Re: Proposal for enabling auto-vectorization for checksum calculations

От
Andrew Kim
Дата:
> I don't know if this is related to the crashes, but it doesn't seem
> like a good idea to #include the function pointer stuff everywhere,
> that should probably go into src/port like the others.
Just a gentle reminder on this patch series — I’ve already rebased it on
the latest tip of master and addressed the earlier review comments:

  * Moved the function pointer definitions into src/port as suggested.
  * Rebased cleanly on the current master branch.

Could someone take another look and share any further feedback?

Thanks a lot for your time and review,
Andrew Kim

Re: Proposal for enabling auto-vectorization for checksum calculations

От
John Naylor
Дата:
On Thu, Sep 11, 2025 at 1:55 PM root <tenistarkim@gmail.com> wrote:
> Thanks for the feedback.
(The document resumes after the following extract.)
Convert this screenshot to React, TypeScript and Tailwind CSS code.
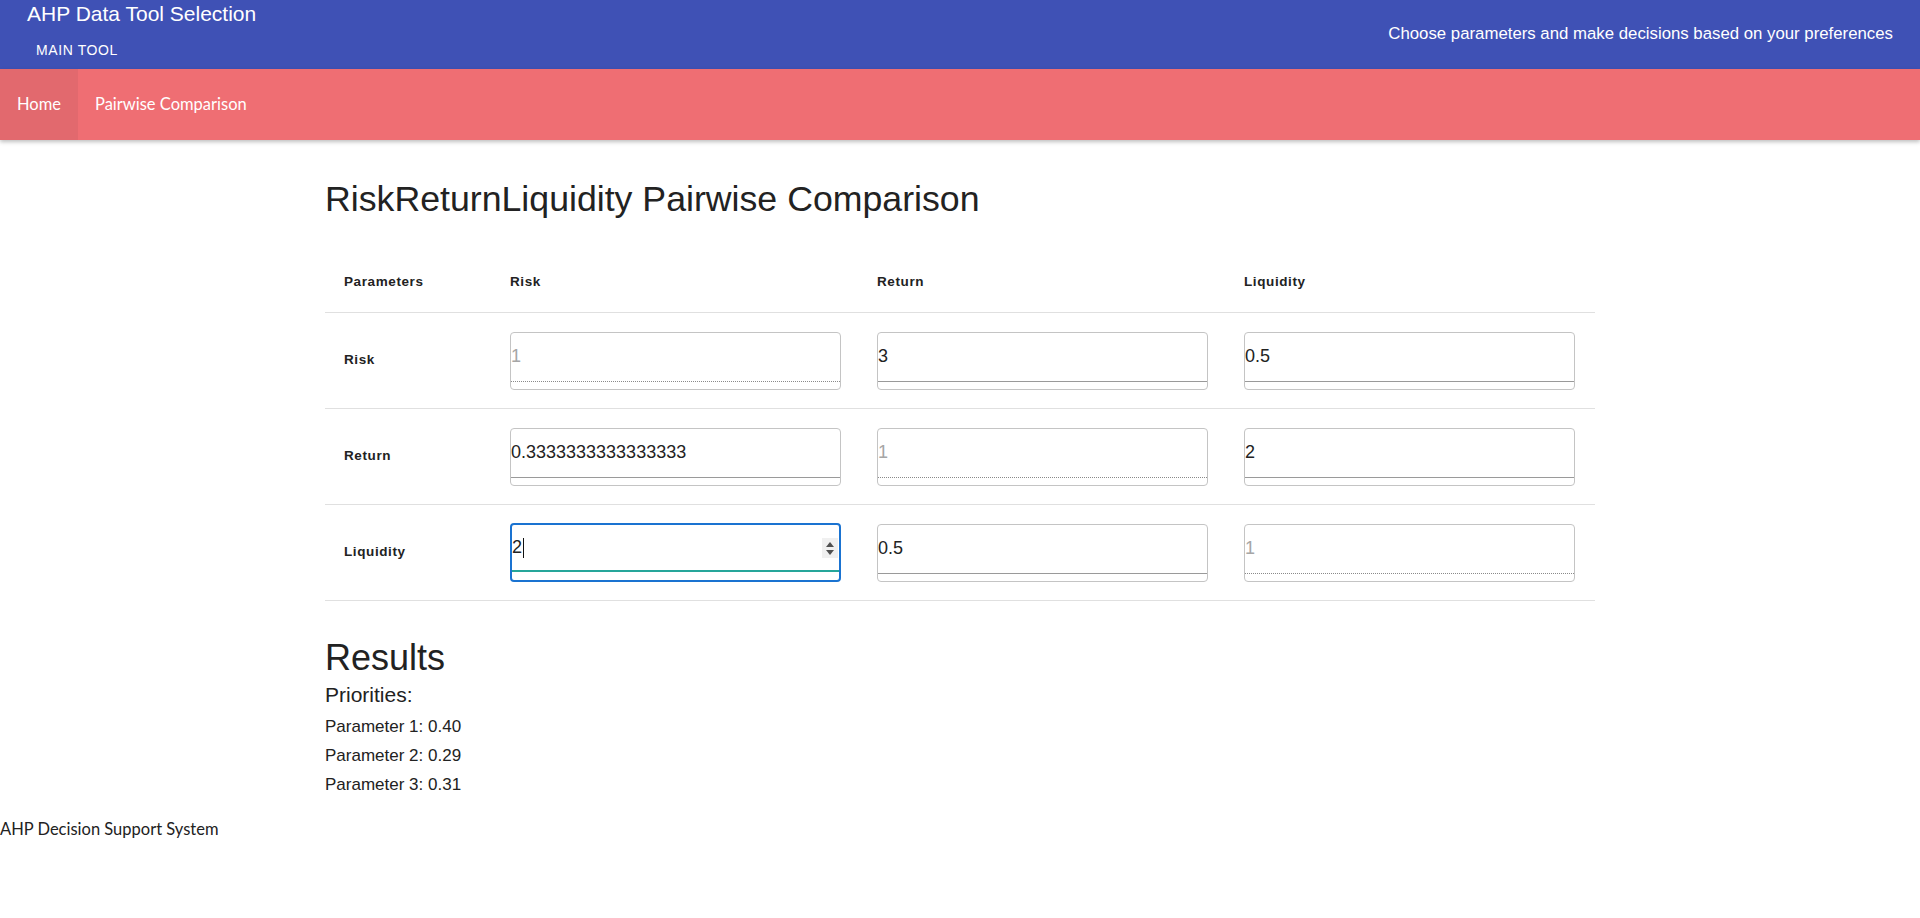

This is v5 of the patchset, updated following your comments:
>
> - Moved the function pointer definitions out of common headers and
>   into src/port, consistent with existing practice.

There is no attachment in this thread, so it's not showing up in the
commitfest entry (which will need to be moved to next open
commitfest), so it's not getting CI testing:

https://commitfest.postgresql.org/patch/5726/

Note that the whole series must be attached in a single email, or it
won't get automated testing.

--
John Naylor
Amazon Web Services



Re: Proposal for enabling auto-vectorization for checksum calculations

От
Andrew Kim
Дата:
On Tue, Sep 23, 2025 at 11:32 PM John Naylor johncnaylorls@gmail.com wrote:

There is no attachment in this thread, so it's not showing up in the
commitfest entry (which will need to be moved to next open
commitfest), so it's not getting CI testing:

https://commitfest.postgresql.org/patch/5726/

Note that the whole series must be attached in a single email, or it
won't get automated testing.

Thanks, John. I see the issue now — I’ll attach the entire patch
series in a single email so it shows up properly in the commitfest and
gets CI coverage.

Please find attached v6 of the patchset, updated per your feedback.

Best regards,
Andrew Kim


On Tue, Sep 23, 2025 at 11:32 PM John Naylor <johncnaylorls@gmail.com> wrote:
>
> On Thu, Sep 11, 2025 at 1:55 PM root <tenistarkim@gmail.com> wrote:
> > Thanks for the feedback. This is v5 of the patchset, updated following your comments:
> >
> > - Moved the function pointer definitions out of common headers and
> >   into src/port, consistent with existing practice.
>
> There is no attachment in this thread, so it's not showing up in the
> commitfest entry (which will need to be moved to next open
> commitfest), so it's not getting CI testing:
>
> https://commitfest.postgresql.org/patch/5726/
>
> Note that the whole series must be attached in a single email, or it
> won't get automated testing.
>
> --
> John Naylor
> Amazon Web Services

Вложения

Re: Proposal for enabling auto-vectorization for checksum calculations

От
John Naylor
Дата:
On Thu, Sep 25, 2025 at 4:50 AM Andrew Kim <tenistarkim@gmail.com> wrote:
>
> Thanks, John. I see the issue now — I’ll attach the entire patch
> series in a single email so it shows up properly in the commitfest and
> gets CI coverage.

It's still picking up v4, and the archive link doesn't show any
further replies. Something must have happened with the email
threading, since you weren't on the thread at first.  Please create an
account and edit the entry to point to a more recent message ID:

https://commitfest.postgresql.org/patch/5726/

> Please find attached v6 of the patchset, updated per your feedback.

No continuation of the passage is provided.